Zwei junge Behinderte hatten sich bei der Diakonie Stetten unabhängig voneinander über Übergriffe des Mannes beschwert. Der erste Vorwurf gegen den Pfleger lautet auf schweren sexuellen Missbrauch eines Kindes. Ein Junge im Alter von jetzt 14 Jahren soll zwischen dem Ende des Jahres 2015 und dem Herbst 2016 zum ersten Opfer des Mannes geworden sein. Das zweite ist eine heute 20 Jahre alte Frau. „In diesem Fall lautet der Verdacht auf sexuellen Missbrauch unter Ausnutzung eines Betreuungsverhältnisses.
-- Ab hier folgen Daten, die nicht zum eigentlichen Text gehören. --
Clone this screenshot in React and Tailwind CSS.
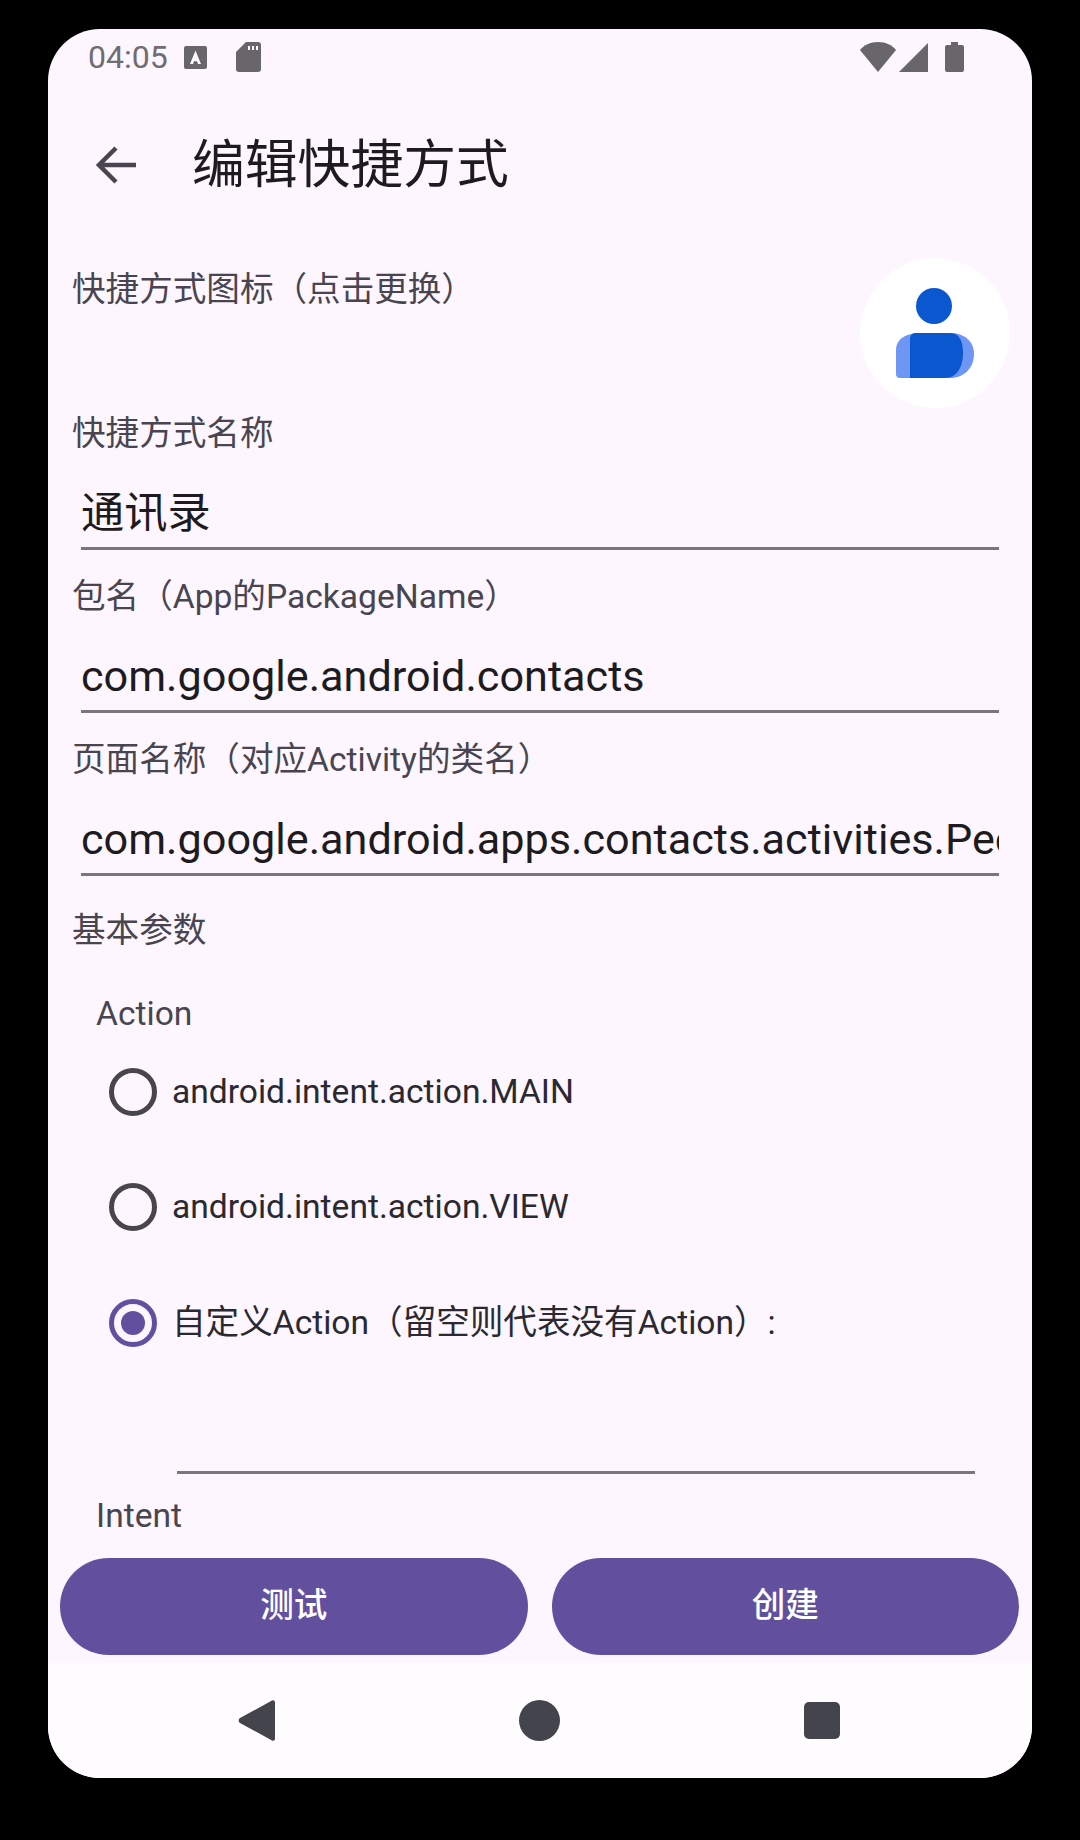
import React from 'react';

const font = 'font-["Roboto","Noto_Sans_CJK_SC",sans-serif]';

const StatusBar = () => (
  <div className="flex h-[56px] shrink-0 items-center justify-between pl-[40px] pr-[68px]">
    <div className="flex items-center">
      <span className="text-[32px] leading-none text-[#6f6c72]">04:05</span>
      <svg className="ml-[16px]" width="23" height="23" viewBox="0 0 23 23">
        <rect width="23" height="23" rx="2" fill="#68656b" />
        <path d="M11.5 4.5 17 18h-3l-1-2.8H10L9 18H6z" fill="#fdf7ff" />
      </svg>
      <svg className="ml-[29px]" width="25" height="30" viewBox="0 0 25 30">
        <path d="M10 0h12a3 3 0 0 1 3 3v24a3 3 0 0 1-3 3H3a3 3 0 0 1-3-3V10z" fill="#68656b" />
        <path d="M12 4h2v4h-2zM16 4h2v4h-2zM20 4h2v4h-2z" fill="#fdf7ff" />
      </svg>
    </div>
    <div className="flex items-center">
      <svg width="36" height="30" viewBox="0 0 36 30">
        <path d="M18 30 0 8C4 3 10 0 18 0s14 3 18 8z" fill="#68656b" />
      </svg>
      <svg className="ml-[3px]" width="29" height="29" viewBox="0 0 29 29">
        <path d="M29 0v29H0z" fill="#68656b" />
      </svg>
      <svg className="ml-[17px]" width="19" height="30" viewBox="0 0 19 30">
        <path d="M6 0h7v3h4a2 2 0 0 1 2 2v23a2 2 0 0 1-2 2H2a2 2 0 0 1-2-2V5a2 2 0 0 1 2-2h4z" fill="#68656b" />
      </svg>
    </div>
  </div>
);

const Header = () => (
  <div className="flex h-[160px] shrink-0 items-center pl-[48px]">
    <svg width="40" height="38" viewBox="0 0 40 38" fill="none" stroke="#49454f" strokeWidth="4.5">
      <path d="M40 19H3M20 2 3 19l17 17" />
    </svg>
    <h1 className="ml-[56px] text-[52.8px] font-normal leading-none text-[#1d1b20]">编辑快捷方式</h1>
  </div>
);

const AppIcon = () => (
  <div className="flex h-[150px] w-[150px] items-center justify-center rounded-full bg-white">
    <svg width="78" height="90" viewBox="0 0 78 90">
      <circle cx="38" cy="18" r="18" fill="#0b57d0" />
      <path d="M0 76V62C0 50 12 45 24 45h30c14 0 24 8 24 21 0 14-10 24-24 24H4a4 4 0 0 1-4-4z" fill="#6e96f4" transform="translate(0 0)" />
      <path d="M14 50a6 6 0 0 1 6-5h34c10 0 13 9 13 20 0 14-6 25-18 25H14z" fill="#0b57d0" />
    </svg>
  </div>
);

const Label = ({ children, className = '' }) => (
  <div className={`h-[40px] text-[33.6px] leading-[40px] text-[#49454f] ${className}`}>{children}</div>
);

const Field = ({ label, value, big }) => (
  <div className="mb-[27px]">
    <Label>{label}</Label>
    <div className={`ml-[9px] mr-[9px] flex h-[96px] items-center overflow-hidden whitespace-nowrap border-b-[3px] border-[#79767d] pt-[27px] text-[#1d1b20] ${big ? 'text-[43.2px]' : 'text-[43.2px]'}`}>
      {value}
    </div>
  </div>
);

const Radio = ({ label, checked }) => (
  <div className="flex h-[115.5px] items-center pl-[37px]">
    <div className={`flex h-[48px] w-[48px] items-center justify-center rounded-full border-[5px] ${checked ? 'border-[#62509f]' : 'border-[#49454f]'}`}>
      {checked && <div className="h-[24px] w-[24px] rounded-full bg-[#62509f]" />}
    </div>
    <span className="ml-[15px] text-[33.6px] leading-none text-[#2b2930]">{label}</span>
  </div>
);

const NavBar = () => (
  <div className="flex h-[115px] shrink-0 items-center bg-[#fffcff] pb-[1px]">
    <svg className="ml-[190px]" width="37" height="41" viewBox="0 0 37 41">
      <path d="M34 .6a2 2 0 0 1 3 1.7v36.4a2 2 0 0 1-3 1.7L2 23a3 3 0 0 1 0-5z" fill="#44444c" />
    </svg>
    <div className="ml-[244px] h-[41px] w-[41px] rounded-full bg-[#44444c]" />
    <div className="ml-[244px] h-[37px] w-[36px] rounded-[5px] bg-[#44444c]" />
  </div>
);

export default function App() {
  return (
    <div className={`h-[1840px] w-[1080px] overflow-hidden bg-black pl-[48px] pt-[29px] ${font}`}>
      <div className="flex h-[1749px] w-[984px] flex-col overflow-hidden rounded-[52px] bg-[#fdf6ff]">
        <StatusBar />
        <Header />

        <div className="h-[1308px] shrink-0 overflow-hidden pl-[24px] pr-[24px]">
          <div className="flex h-[169px] items-start justify-between pt-[13px]">
            <Label className="pt-[12px]">快捷方式图标（点击更换）</Label>
            <div className="mr-[-2px]"><AppIcon /></div>
          </div>
          <Field label="快捷方式名称" value="通讯录" />
          <Field label="包名（App的PackageName）" value="com.google.android.contacts" />
          <Field label="页面名称（对应Activity的类名）" value="com.google.android.apps.contacts.activities.PeopleActivity" />
          <Label className="mt-[35px]">基本参数</Label>
          <Label className="ml-[24px] mt-[43px]">Action</Label>
          <Radio label="android.intent.action.MAIN" />
          <Radio label="android.intent.action.VIEW" />
          <Radio label="自定义Action（留空则代表没有Action）:" checked />
          <div className="ml-[105px] mr-[33px] mt-[90px] border-b-[3px] border-[#79767d]" />
          <Label className="ml-[24px] mt-[22px]">Intent</Label>
        </div>

        <div className="flex h-[110px] shrink-0 gap-[24px] bg-[#fdf6ff] pl-[12px] pr-[13px] pt-[5px]">
          <button type="button" className="h-[97px] flex-1 rounded-full bg-[#62509f] text-[33.6px] font-medium text-white">测试</button>
          <button type="button" className="h-[97px] flex-1 rounded-full bg-[#62509f] text-[33.6px] font-medium text-white">创建</button>
        </div>
        <NavBar />
      </div>
    </div>
  );
}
Die Handlungen sollen etwas weniger schwerwiegend sein als beim ersten mutmaßlichen Opfer“, so Holzner. Der Staatsanwalt betont: „Wir sprechen von einem Anfangsverdacht, keinem dringenden Tatverdacht. Deswegen ist der Mann auch nicht in Haft.“

Ob die Staatsanwaltschaft Anklage erhebt, ist noch nicht klar

Die Ermittlungen sind noch nicht abgeschlossen. Davon, ob die Staatsanwaltschaft die Aussagen der mutmaßlichen Opfer als glaubhaft einstuft, hängt es ab, ob gegen den Pfleger nun Anklage erhoben wird. Bei den geistig behinderten jungen Geschädigten, so Holzner, sei diese Einschätzung nicht gerade leicht.
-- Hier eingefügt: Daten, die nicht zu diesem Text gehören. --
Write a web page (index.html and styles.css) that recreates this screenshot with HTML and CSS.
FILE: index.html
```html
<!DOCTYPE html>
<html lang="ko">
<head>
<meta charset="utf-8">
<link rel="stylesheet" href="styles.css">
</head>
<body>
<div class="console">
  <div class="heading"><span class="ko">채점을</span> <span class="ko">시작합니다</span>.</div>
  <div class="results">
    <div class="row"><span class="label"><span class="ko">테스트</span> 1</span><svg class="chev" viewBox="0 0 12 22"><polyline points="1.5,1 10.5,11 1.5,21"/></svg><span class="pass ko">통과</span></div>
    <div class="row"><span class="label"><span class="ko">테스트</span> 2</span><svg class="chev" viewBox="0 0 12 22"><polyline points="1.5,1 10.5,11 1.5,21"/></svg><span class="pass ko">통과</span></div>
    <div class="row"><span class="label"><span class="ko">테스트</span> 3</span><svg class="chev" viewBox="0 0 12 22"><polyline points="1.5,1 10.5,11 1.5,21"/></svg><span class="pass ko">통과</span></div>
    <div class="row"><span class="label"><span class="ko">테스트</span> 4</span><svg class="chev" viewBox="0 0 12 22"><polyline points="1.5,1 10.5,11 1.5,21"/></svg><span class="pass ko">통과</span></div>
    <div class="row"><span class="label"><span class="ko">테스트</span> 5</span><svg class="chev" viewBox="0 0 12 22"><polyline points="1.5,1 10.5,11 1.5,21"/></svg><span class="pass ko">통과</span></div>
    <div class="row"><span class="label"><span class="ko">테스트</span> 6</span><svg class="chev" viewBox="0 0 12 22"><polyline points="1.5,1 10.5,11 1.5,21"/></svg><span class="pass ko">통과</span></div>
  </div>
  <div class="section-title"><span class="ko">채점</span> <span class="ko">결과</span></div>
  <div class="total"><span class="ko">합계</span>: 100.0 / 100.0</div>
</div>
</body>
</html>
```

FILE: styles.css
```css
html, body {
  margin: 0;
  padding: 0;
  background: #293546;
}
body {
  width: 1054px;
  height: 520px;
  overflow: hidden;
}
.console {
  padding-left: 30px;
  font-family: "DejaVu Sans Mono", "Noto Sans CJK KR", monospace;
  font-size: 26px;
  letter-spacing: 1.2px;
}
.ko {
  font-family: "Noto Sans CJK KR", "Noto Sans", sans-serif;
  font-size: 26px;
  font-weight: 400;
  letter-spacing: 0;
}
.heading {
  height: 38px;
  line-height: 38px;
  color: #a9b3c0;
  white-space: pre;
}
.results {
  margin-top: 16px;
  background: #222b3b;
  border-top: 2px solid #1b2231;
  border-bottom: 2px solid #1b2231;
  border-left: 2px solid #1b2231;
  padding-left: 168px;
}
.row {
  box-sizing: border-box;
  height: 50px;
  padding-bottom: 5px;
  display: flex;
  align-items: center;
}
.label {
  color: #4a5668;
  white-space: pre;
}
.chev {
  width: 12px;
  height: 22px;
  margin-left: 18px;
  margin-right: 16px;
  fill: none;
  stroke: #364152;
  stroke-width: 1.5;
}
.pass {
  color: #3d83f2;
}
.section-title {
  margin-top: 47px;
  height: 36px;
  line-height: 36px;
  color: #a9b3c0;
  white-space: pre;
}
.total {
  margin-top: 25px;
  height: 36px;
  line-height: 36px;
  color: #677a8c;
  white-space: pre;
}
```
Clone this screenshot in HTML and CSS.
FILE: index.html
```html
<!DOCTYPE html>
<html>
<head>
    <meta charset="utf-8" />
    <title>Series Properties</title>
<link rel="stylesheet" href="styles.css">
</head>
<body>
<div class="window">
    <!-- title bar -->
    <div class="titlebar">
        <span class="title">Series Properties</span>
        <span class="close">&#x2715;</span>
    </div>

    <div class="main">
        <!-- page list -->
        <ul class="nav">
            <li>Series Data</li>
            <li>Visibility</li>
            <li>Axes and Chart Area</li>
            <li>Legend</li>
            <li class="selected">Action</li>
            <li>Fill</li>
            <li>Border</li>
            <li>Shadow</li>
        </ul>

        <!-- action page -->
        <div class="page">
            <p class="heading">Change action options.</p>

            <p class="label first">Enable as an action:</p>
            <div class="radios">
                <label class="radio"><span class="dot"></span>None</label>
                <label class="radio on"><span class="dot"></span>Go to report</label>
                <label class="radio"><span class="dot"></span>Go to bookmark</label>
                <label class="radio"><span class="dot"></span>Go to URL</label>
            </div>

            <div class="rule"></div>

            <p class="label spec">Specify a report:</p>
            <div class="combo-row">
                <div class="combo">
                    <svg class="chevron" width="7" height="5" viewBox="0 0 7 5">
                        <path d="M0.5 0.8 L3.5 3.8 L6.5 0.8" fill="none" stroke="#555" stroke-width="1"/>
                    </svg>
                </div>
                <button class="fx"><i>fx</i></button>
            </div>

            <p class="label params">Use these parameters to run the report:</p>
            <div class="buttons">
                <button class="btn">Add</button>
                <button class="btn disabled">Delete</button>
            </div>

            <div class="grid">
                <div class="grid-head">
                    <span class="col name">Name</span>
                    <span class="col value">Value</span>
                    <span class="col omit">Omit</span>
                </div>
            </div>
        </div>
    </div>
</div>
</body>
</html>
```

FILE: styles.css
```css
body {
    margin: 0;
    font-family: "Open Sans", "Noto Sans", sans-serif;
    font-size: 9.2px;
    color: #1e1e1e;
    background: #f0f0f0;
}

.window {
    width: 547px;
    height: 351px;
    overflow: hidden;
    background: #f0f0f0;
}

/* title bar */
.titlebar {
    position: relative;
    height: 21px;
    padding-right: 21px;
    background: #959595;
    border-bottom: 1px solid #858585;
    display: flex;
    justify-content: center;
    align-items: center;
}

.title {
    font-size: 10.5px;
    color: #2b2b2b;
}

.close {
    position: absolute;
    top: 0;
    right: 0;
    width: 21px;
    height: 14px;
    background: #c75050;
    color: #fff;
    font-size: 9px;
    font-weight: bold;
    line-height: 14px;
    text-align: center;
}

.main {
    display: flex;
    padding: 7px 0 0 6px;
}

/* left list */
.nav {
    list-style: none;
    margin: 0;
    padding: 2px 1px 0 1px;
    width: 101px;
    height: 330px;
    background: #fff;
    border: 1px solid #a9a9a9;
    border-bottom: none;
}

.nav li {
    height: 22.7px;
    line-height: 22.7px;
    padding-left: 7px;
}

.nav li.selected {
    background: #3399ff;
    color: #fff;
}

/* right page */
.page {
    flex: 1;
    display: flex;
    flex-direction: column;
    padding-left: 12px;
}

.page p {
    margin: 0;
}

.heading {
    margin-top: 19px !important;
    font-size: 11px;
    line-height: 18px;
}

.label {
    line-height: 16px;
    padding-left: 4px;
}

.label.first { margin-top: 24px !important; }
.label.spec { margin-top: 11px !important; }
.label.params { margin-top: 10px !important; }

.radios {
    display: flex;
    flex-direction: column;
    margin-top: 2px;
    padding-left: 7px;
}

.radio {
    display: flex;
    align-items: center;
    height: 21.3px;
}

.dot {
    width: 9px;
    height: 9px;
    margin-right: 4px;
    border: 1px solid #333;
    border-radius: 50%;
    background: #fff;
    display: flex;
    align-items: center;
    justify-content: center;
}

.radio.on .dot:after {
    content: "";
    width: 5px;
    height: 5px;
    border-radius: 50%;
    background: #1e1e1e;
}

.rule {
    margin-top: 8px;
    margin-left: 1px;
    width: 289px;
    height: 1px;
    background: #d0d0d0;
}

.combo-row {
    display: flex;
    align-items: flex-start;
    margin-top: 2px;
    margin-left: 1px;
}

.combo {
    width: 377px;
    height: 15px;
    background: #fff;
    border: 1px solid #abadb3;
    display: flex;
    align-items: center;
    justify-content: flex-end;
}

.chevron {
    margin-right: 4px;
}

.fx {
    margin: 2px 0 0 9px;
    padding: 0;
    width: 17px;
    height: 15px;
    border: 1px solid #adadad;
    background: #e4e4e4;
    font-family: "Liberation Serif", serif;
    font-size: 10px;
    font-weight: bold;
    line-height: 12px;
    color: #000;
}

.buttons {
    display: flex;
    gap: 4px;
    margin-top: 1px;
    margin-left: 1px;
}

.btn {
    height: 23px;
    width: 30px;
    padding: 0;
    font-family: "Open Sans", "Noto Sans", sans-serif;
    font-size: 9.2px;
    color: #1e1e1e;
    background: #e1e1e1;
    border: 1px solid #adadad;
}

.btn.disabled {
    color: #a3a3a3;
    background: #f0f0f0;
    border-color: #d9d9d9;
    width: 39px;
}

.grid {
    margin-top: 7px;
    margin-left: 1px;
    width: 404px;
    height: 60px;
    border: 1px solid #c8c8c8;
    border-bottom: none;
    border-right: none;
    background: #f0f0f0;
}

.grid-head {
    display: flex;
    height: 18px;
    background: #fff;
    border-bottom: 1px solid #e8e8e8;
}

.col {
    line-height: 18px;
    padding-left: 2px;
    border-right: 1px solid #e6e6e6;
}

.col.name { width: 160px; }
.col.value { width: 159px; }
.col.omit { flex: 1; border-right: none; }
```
Laut der Diakonie Stetten werden beide betroffenen Bewohner psychologisch betreut. In einer offiziellen Stellungnahme ist von einer „sexuellen Grenzverletzung“ eines ehemaligen Mitarbeiters die Rede. Der mutmaßliche Sextäter ist Mitarbeiter einer Zeitarbeitsfirma, die im Auftrag der Diakonie Stetten Personal bereitgestellt hat. Der Mann arbeitet schon seit dem Herbst 2016 nicht mehr in der Diakonie. „Mit der Firma hatten wir bis dahin gute Erfahrungen gemacht“, beteuert Hannah Kaltarar, die Pressesprecherin der Diakonie Stetten. Wegen der mutmaßlichen Vorfälle arbeite die Diakonie Stetten jetzt nicht mehr mit der Firma zusammen.

Keine weiteren Opfer haben sich gemeldet

Eine weitere Konsequenz, die die Behinderteneinrichtung aus den Vorfällen zieht, sei, dass das Vorgehen bei der Einstellung von Zeitarbeitern geändert würde. Von nun an werde die Diakonie Stetten nur noch mit drei oder vier großen Zeitarbeitsfirmen Rahmenverträge abschließen und dann vor allem mit diesen Unternehmen kooperieren. Verzichten könne man auf fremdes Personal allerdings nicht, sagt Kaltarar: „Der Fachkräftemangel ist auch bei uns deutlich spürbar“. Auch der Zeitarbeiter, der sich an den Betreuten vergangen haben soll, sei eine ausgebildete Fachkraft gewesen.

Nach dem Bekanntwerden der Vorwürfe hatte die Diakonie eine Hotline eingerichtet – „damit Angehörige sich an uns wenden können, wenn sie Fragen oder Sorgen haben“, so Kaltarar. Weitere Opfer von sexuellen Übergriffen hätten sich keine gemeldet.

Kaltarar betont, an der Diakonie Stetten gebe es verschiedene Maßnahmen, um sexuellen Übergriffen vorzubeugen. So seien bereits 24 Frauen mit Handicap zu Frauenbeauftragten ausgebildet worden. Im Kinder- und Jugendbereich lernten junge Bewohner auch anhand eines Ampelmodells, welche sexuellen und physischen Grenzen sie selbst, aber auch ihre Gegenüber einhalten sollten und wo sie sich im Fall der Fälle beschweren können. Die Einrichtung habe auch Richtlinien im Umgang mit sexuellen Übergriffen und wie Betroffene nach solchen Vorfällen betreut werden können.